Die unverwechselbaren Geräusche der dampfenden Lokomotiven, das Quietschen der Schienen und die laut aufprallenden Waggons vergisst man nie. Jedenfalls nicht, wenn man in den 1950er- und 1960er Jahren im alten Eisenbahnerstadtteil Bissingheim aufgewachsen ist, so wie ich. Verursacht wurde der heute wohl als unzumutbar empfundene Lärmpegel vom großen Rangierbahnhof, der unmittelbar westlich von Bissingheim viele Jahre in Betrieb war.

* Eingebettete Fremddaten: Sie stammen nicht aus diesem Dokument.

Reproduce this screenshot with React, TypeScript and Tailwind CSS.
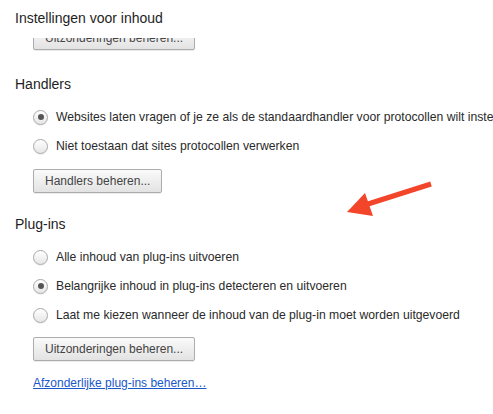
import React from "react";

const font = { fontFamily: '"Liberation Sans", Arial, Helvetica, sans-serif' };

function Radio({ checked }: { checked?: boolean }) {
  return (
    <span className="relative flex h-[15px] w-[15px] shrink-0 items-center justify-center rounded-full border border-[#a9a9a9] bg-gradient-to-b from-[#ffffff] to-[#e6e6e6] shadow-[0_1px_0_rgba(0,0,0,0.06)]">
      {checked && <span className="h-[6px] w-[6px] rounded-full bg-[#555555]" />}
    </span>
  );
}

function RadioRow({ label, checked }: { label: string; checked?: boolean }) {
  return (
    <div className="flex h-[20px] items-center gap-[8px] whitespace-nowrap">
      <Radio checked={checked} />
      <span className="text-[12.2px] leading-[16px] text-[#2a2a2a]">{label}</span>
    </div>
  );
}

function Btn({ label, className = "" }: { label: string; className?: string }) {
  return (
    <div
      className={
        "flex h-[24px] w-fit items-center rounded-[2px] border border-[#acacac] bg-gradient-to-b from-[#fafafa] to-[#e3e3e3] px-[11px] text-[12px] leading-[16px] text-[#444444] shadow-[0_1px_0_rgba(0,0,0,0.08)] " +
        className
      }
    >
      {label}
    </div>
  );
}

export default function App() {
  return (
    <div className="relative h-[414px] w-[493px] overflow-hidden bg-white" style={font}>
      <div className="h-[38px] bg-white px-[15px] pt-[10px] text-[14px] leading-[16px] text-[#1e1e1e]">
        Instellingen voor inhoud
      </div>
      <div className="h-[376px] overflow-hidden pl-[33px]">
        <Btn label="Uitzonderingen beheren..." className="mt-[-12px]" />

        <div className="-ml-[18px] mt-[26px] text-[14px] leading-[16px] text-[#1e1e1e]">Handlers</div>
        <div className="mt-[15px] flex flex-col gap-[9px]">
          <RadioRow checked label="Websites laten vragen of je ze als de standaardhandler voor protocollen wilt instellen (aanbevolen)" />
          <RadioRow label="Niet toestaan dat sites protocollen verwerken" />
        </div>
        <Btn label="Handlers beheren..." className="mt-[13px]" />

        <div className="-ml-[18px] mt-[23px] text-[14px] leading-[16px] text-[#1e1e1e]">Plug-ins</div>
        <div className="mt-[15px] flex flex-col gap-[9px]">
          <RadioRow label="Alle inhoud van plug-ins uitvoeren" />
          <RadioRow checked label="Belangrijke inhoud in plug-ins detecteren en uitvoeren" />
          <RadioRow label="Laat me kiezen wanneer de inhoud van de plug-in moet worden uitgevoerd" />
        </div>
        <Btn label="Uitzonderingen beheren..." className="mt-[12px]" />
        <div className="mt-[14px] text-[12px] leading-[16px] text-[#1a57c9] underline">
          Afzonderlijke plug-ins beheren…
        </div>
      </div>

      <svg className="absolute left-0 top-0" width="493" height="414" viewBox="0 0 493 414">
        <line x1="431" y1="184" x2="368" y2="204" stroke="#f2452a" strokeWidth="5" />
        <polygon points="347,212 365,193 373,216" fill="#f2452a" />
      </svg>
    </div>
  );
}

Dort wurden Tag und Nacht die Güterzüge für ihren weiteren Weg zusammengestellt. Der Verschiebebahnhof - einer der größten in Deutschland - gehörte zum südöstlichen Duisburger Stadtteil untrennbar dazu wie das Ausbesserungswerk der Bahn, bei dem viele Bissingheimer - und Wedauer - Arbeit fanden.

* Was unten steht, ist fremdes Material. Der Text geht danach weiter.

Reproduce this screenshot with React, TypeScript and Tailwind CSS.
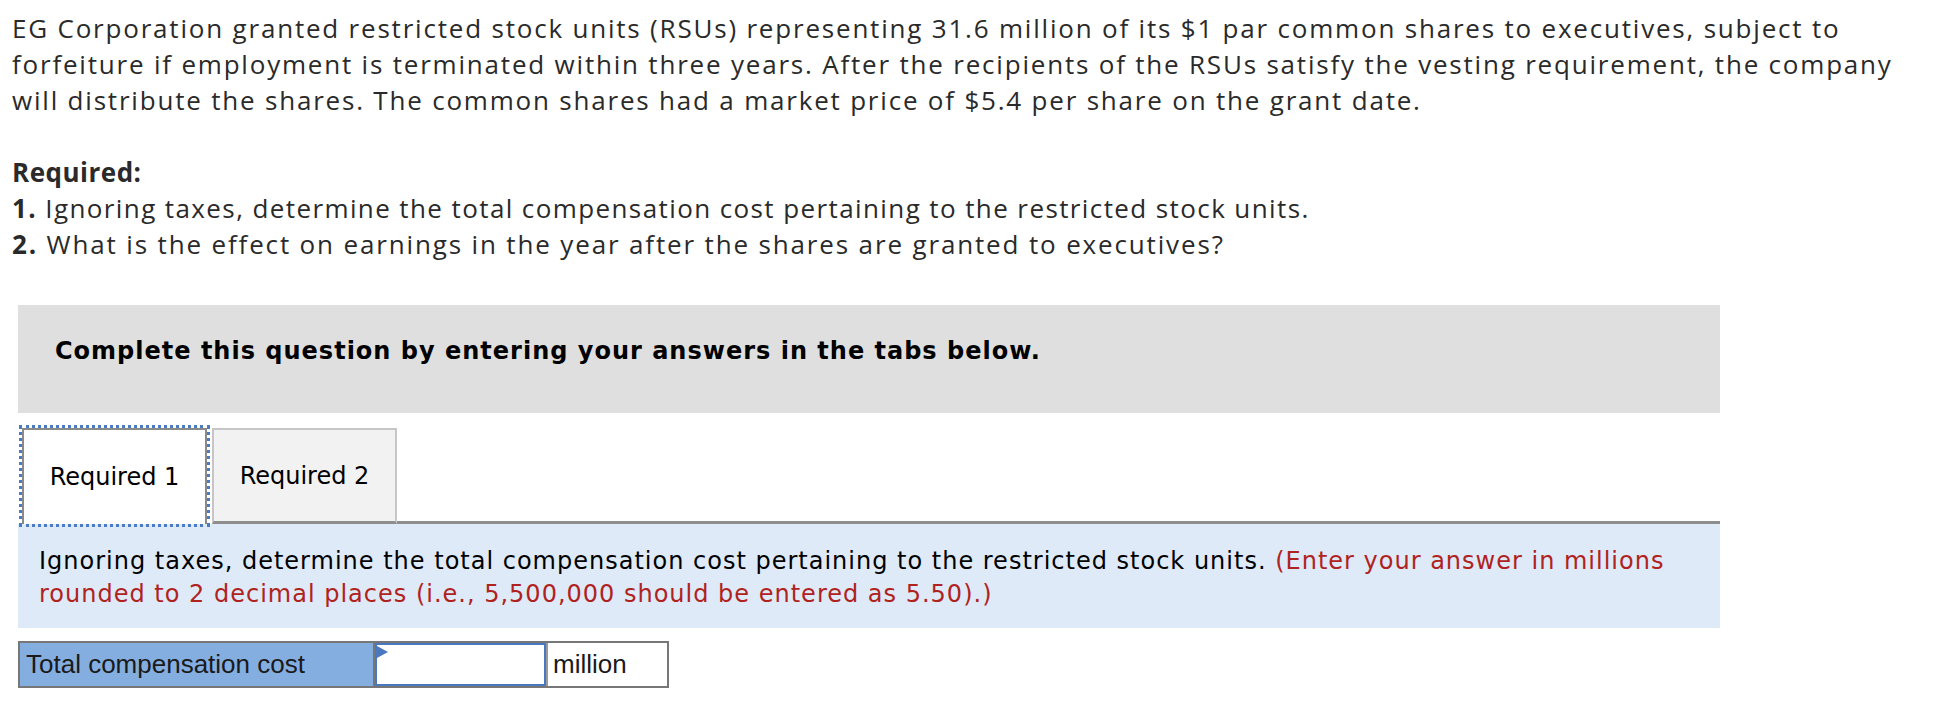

Nach der Schule ging’s sofort nach draußen

Bissingheim wurde aber nicht nur vom Arbeitsrhythmus der Bahn bestimmt. Das kleine Dorf war aufgrund seiner waldreichen Lage einfach eine Idylle und für uns Kinder ein großer Abenteuerspielplatz.

Damals gab es noch keine von Spielzeug überbordenden Kinderzimmer. Und auch keine „Helikopter-Eltern“, die jeden Schritt ihres Nachwuchses im Auge behielten. Nach der Schule und dem Mittagessen ging’s so schnell wie möglich raus, die Freunde warteten ja schon.

Wenn der Ball in Nachbars Bohnen landete

Davon hatte man schließlich genug, an Kindern war kein Mangel. Bei uns Jungs stand natürlich Fußballspielen im Mittelpunkt. Das konnte man durchaus noch auf der Straße, jedenfalls am Holderstrauch, wo ich aufgewachsen bin. Allerdings sollte man schon darauf achten, dass der Ball nicht in einem der vielen Nutzgärten landete, inmitten der Bohnen und Tomaten - denn die Eisenbahner waren zum großen Teil Selbstversorger. Und falls das doch mal passierte, musste man bei der Jagd nach dem Ball schneller als der zeternde Gartenbesitzer sein, der das Spielgerät in so einem Fall oftmals für längere Zeit aus dem Verkehr zog.

Nahversorung war in den 50ern kein Problem. Rund um den Marktplatz gab’s alles.
Nahversorung war in den 50ern kein Problem. Rund um den Marktplatz gab’s alles. © Helmut Ternes

Der nahe Wald war zum Spielen einfach ideal. Direkt hinter der Autobahn kurz vor der Mülheimer Stadtgrenze befand sich einer von mehreren Natur-Fußballplätzen, zwei Bäume bildeten dort jeweils die Tore.

Im Waldstück hinter dem Worringer Weg bauten wir im Sommer Buden aus Ästen und Farnkraut. Zum Leidwesen des Försters wurden auch schon mal die Bachläufe durch den Bau großer Staudämme trocken gelegt.

Wenn’s später wurde, gab’s Ärger

Zur Verteidigung unseres Gebiets bauten wir uns „Flitzebogen“, die Pfeile dazu wurden aus dünnen Ästen geschnitzt. Kämpfe mit anderen „Banden“ aus dem Ort waren an der Tagesordnung und sorgten nicht nur für eine Belebung des Spielnachmittags, sondern auch für manche Schramme. Solange man bei Einbruch der Dunkelheit daheim war, war die Welt in Ordnung. Ärger gab’s nur, wenn es später wurde.

Wir hatten einfach alles, was man als Kind braucht. Im Sommer lud der „Blaue See“ zum Schwimmen ein. In kalten Wintern wurde aus dem See eine ideale Eislauffläche. Wenn Schnee gefallen war, wurde der Fliegerberg zum beliebten Wintersportparadies.

Beliebter Treffpunkt der Dorfjugend war die Raupe

Vor dem alten ETuS- Sportplatz am südlichen Ende des „Blauen Sees“ befand sich der Kirmes-Platz. Einmal im Jahr gab es dort anlässlich des Siedlerfestes ein buntes Kirmestreiben. Zu diesem Fest gehörte auch immer ein bunter Umzug durchs Dorf, bei dem die Kinder ihre Roller, Puppenwagen und Fahrräder fantasievoll schmückten.

Beliebter Treffpunkt der Dorfjugend war die „Raupe“, bei der sich während der Fahrt zur Freude der jungen Pärchen das Verdeck schließen ließ und die neuesten Schlager aus den Boxen dröhnten.

Irgendwie wurde man dann schneller erwachsen, als man dachte. Die Erinnerungen an eine unbeschwerte Kindheit und Jugendzeit bleiben zum Glück. Und das ist gut so.